• [Given instruction]:
Skip all pictures, then copy the lines from the start of the data through the line with "const tabs = ['General', 'Driver', 'Supply", keeping both ends.

• [Dataset section]:
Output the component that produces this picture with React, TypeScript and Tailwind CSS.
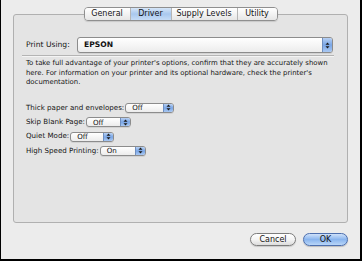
import React from 'react';

const tabs = ['General', 'Driver', 'Supply Levels', 'Utility'];

const options = [
  { label: 'Thick paper and envelopes:', value: 'Off', width: 'w-[49px]' },
  { label: 'Skip Blank Page:', value: 'Off', width: 'w-[45px]' },
  { label: 'Quiet Mode:', value: 'Off', width: 'w-[44px]' },
  { label: 'High Speed Printing:', value: 'On', width: 'w-[46px]' },
];

const Arrows = () => (
  <svg width="5" height="7" viewBox="0 0 5 7">
    <path d="M2.5 0.5 L4.5 2.8 L0.5 2.8 Z" fill="#1a1a1a" />
    <path d="M2.5 6.5 L4.5 4.2 L0.5 4.2 Z" fill="#1a1a1a" />
  </svg>
);

const Popup = ({ value, className, bold }: { value: string; className: string; bold?: boolean }) => (
  <div
    className={`${className} flex items-stretch rounded-[3px] border border-[#8c8c8c] bg-gradient-to-b from-white to-[#ececec] shadow-[0_1px_0_rgba(0,0,0,0.08)] overflow-hidden`}
  >
    <span className={`flex-1 pl-[6px] leading-none flex items-center text-[#111] ${bold ? 'font-bold' : ''}`}>
      {value}
    </span>
    <span className="w-[10px] flex items-center justify-center bg-gradient-to-b from-[#b7d0f3] via-[#7aa6e6] to-[#a9c8f2] border-l border-[#6f8fc0]">
      <Arrows />
    </span>
  </div>
);

export default function App() {
  return (
    <div className="w-[362px] h-[261px] bg-[#ececec] border-l border-r-2 border-b-2 border-black flex flex-col font-['DejaVu_Sans',sans-serif] text-[#141414]">
      {/* tabs */}
      <div className="relative z-10 flex justify-center pt-[7px]">
        <div className="flex h-[14px] rounded-[4px] border border-[#8f8f8f] overflow-hidden shadow-[0_1px_1px_rgba(0,0,0,0.12)] text-[8px]">
          {tabs.map((t, i) => (
            <div
              key={t}
              className={`flex items-center justify-center ${
                ['w-[45px]', 'w-[41px]', 'w-[66px]', 'w-[40px]'][i]
              } ${i > 0 ? 'border-l border-[#b5b5b5]' : ''} ${
                t === 'Driver'
                  ? 'bg-gradient-to-b from-[#d6e6f8] via-[#a9c8ee] to-[#c6dcf6]'
                  : 'bg-gradient-to-b from-white via-[#f3f3f3] to-[#e6e6e6]'
              }`}
            >
              {t}
            </div>
          ))}
        </div>
      </div>

      {/* panel */}
      <div className="ml-[12px] w-[335px] -mt-[7px] h-[209px] bg-[#e4e4e4] border border-[#b0b0b0] rounded-[3px] pl-[8px] pr-[13px] pt-[22px] text-[6.9px]">
        <div className="flex items-center h-[16px] pl-[4px] pr-[1px] text-[7.6px]">
          <span className="w-[51px]">Print Using:</span>
          <Popup value="EPSON" className="flex-1 h-[16px]" bold />
        </div>
        <div className="mt-[2px] border-t border-[#b4b4b4] border-b border-b-[#f4f4f4]" />
        <p className="mt-[2px] pl-[4px] leading-[9.6px]">
          To take full advantage of your printer's options, confirm that they are accurately shown
          here. For information on your printer and its optional hardware, check the printer's
          documentation.
        </p>
        <div className="mt-[13px] pl-[4px] flex flex-col text-[7.1px]">
          {options.map((o) => (
            <div key={o.label} className="flex items-center h-[14.3px] gap-[1px]">
              <span>{o.label}</span>
              <Popup value={o.value} className={`${o.width} h-[10px]`} />
            </div>
          ))}
        </div>
      </div>

      {/* buttons */}
      <div className="flex justify-end gap-[7px] pr-[12px] pt-[10px] text-[8px]">
        <button className="w-[46px] h-[13px] rounded-full border border-[#7c7c7c] bg-gradient-to-b from-white via-[#f4f4f4] to-[#dcdcdc] flex items-center justify-center leading-none shadow-[0_1px_1px_rgba(0,0,0,0.15)]">
          Cancel
        </button>
        <button className="w-[45px] h-[13px] rounded-full border border-[#4d6fae] bg-gradient-to-b from-[#cfe1f9] via-[#8ab5ee] to-[#b9d6f8] flex items-center justify-center leading-none shadow-[0_1px_1px_rgba(0,0,0,0.2)]">
          OK
        </button>
      </div>
    </div>
  );
}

• [Reply]:
Output the component that produces this picture with React, TypeScript and Tailwind CSS.
import React from 'react';

const tabs = ['General', 'Driver', 'Supply Levels', 'Utility'];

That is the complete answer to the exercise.